By Susan Gonsalves, Contributing Writer
Westborough – The state has a mandatory plan to “de-carbonize” over the next 30 years. Westborough’s Climate Action Task Force now wants to help prepare its community and assist in that transition.
Toward that end, Task Force Chair Peter Dunbeck presented a draft of a new Climate Action Plan at a Board of Selectmen’s meeting, March 9.
In his presentation, Dunbeck noted that the community’s efforts are recommended, not required, but center around several goals where Westborough can do its “fair share” to most dramatically reduce emissions.
Those areas include prioritizing development of buildings where existing and future construction would have high performance heat pumps and energy efficient structures and appliances, encouraging modes of transportation that rely on electricity, expanding wind and solar energy use and conducting forest and land management to enhance “carbon sequestration.”
Dunbeck emphasized that changes, if implemented, would impact everyone differently. It is important, he said, to further understand particular differences in those impacts based on age, economics and the types of homes where people live.
The town now has it work cut out for it providing information about state incentives and regulatory changes as Westborough adapts to comply with new regulations in effect by 2050, Dunbeck said.

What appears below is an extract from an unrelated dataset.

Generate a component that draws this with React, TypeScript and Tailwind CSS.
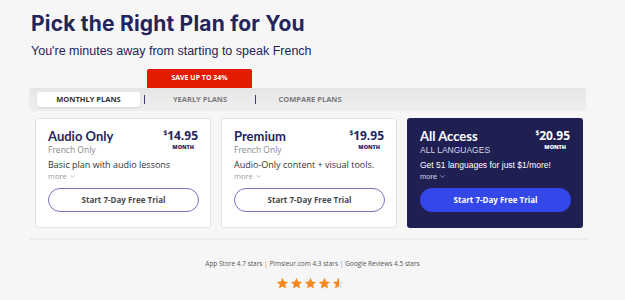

Dunbeck suggests Westborough identify a “single point of contact” sustainability coordinator who can work with town staff, department heads, and community organizations.
“It’s important that we spend time understanding expectations over time and how work will get doled out,” Dunbeck said.

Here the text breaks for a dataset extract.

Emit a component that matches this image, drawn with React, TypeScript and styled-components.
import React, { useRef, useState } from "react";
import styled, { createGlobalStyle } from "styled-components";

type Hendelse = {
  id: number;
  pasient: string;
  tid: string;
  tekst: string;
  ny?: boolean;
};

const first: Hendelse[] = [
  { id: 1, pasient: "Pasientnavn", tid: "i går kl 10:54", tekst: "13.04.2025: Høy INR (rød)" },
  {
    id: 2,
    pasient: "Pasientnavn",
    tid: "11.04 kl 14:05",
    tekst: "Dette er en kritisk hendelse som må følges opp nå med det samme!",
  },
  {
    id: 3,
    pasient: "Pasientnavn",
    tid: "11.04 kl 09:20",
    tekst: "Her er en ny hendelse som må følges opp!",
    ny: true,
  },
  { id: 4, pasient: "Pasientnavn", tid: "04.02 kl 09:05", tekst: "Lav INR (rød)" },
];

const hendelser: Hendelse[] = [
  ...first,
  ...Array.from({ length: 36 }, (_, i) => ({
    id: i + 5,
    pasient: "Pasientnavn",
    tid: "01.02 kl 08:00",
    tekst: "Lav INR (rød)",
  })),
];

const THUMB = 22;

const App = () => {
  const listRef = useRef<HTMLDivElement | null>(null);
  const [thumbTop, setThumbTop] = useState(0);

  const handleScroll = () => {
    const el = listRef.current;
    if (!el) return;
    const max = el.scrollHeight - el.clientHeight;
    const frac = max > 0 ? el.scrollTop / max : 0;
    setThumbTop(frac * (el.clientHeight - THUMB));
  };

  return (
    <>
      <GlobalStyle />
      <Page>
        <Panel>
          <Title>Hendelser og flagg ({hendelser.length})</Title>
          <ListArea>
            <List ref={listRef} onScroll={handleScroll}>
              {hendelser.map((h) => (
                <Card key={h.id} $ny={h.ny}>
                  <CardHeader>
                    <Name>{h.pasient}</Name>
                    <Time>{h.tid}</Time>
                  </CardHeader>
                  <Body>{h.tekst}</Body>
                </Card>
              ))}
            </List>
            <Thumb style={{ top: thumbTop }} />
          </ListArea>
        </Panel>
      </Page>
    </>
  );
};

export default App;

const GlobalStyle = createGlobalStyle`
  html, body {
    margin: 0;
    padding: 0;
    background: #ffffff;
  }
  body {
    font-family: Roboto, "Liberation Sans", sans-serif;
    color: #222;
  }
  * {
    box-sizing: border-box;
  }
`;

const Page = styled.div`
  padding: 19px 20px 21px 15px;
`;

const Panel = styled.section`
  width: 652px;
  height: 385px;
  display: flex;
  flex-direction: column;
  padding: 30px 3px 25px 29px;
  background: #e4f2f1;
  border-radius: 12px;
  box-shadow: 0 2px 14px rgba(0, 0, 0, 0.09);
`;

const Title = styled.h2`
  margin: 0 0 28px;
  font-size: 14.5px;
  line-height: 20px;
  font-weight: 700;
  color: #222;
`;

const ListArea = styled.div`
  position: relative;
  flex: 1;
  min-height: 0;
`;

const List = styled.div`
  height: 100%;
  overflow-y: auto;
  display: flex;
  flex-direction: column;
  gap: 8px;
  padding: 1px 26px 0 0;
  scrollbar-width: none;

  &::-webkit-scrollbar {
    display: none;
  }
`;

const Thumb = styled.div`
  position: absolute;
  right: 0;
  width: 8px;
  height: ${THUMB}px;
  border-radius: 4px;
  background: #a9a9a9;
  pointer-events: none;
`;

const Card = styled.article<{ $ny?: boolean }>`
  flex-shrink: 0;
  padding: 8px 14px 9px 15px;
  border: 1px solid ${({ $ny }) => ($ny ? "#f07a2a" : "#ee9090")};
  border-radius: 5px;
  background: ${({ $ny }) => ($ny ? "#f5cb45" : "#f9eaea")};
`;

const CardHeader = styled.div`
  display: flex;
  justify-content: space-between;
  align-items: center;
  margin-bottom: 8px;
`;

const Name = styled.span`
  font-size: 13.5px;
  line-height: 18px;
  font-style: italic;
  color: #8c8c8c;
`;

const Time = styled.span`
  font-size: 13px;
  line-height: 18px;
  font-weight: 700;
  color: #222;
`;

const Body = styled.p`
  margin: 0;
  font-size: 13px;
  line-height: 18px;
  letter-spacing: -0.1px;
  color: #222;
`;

Feedback on the plan continues until a March 26 deadline. Selectmen will view an updated document at their April 13 meeting.
In the meantime, Selectman Patrick Welch questioned, March 9, how much the state would help Westborough carry out “aggressive” mandates. Dunbeck responded that the state’s intent is to provide assistance. It still needs to provide a documented plan with specifics of these mandates and support structures, through.
Newly appointed Selectmen Chair Allen Edinberg also spoke up, March 9, discussing the need for “broader engagement” with commercial and industrial entities in town.
He noted that increased subsidies for electric car charging stations are included in the state’s COVID-19 recovery plan.
“They could become a differentiator,” he said, noting the presence of such stations could influence where somewhere has a meal or shops in the downtown area.
The steps toward greater efficiency can have a positive impact on the environment, economy and business, he said.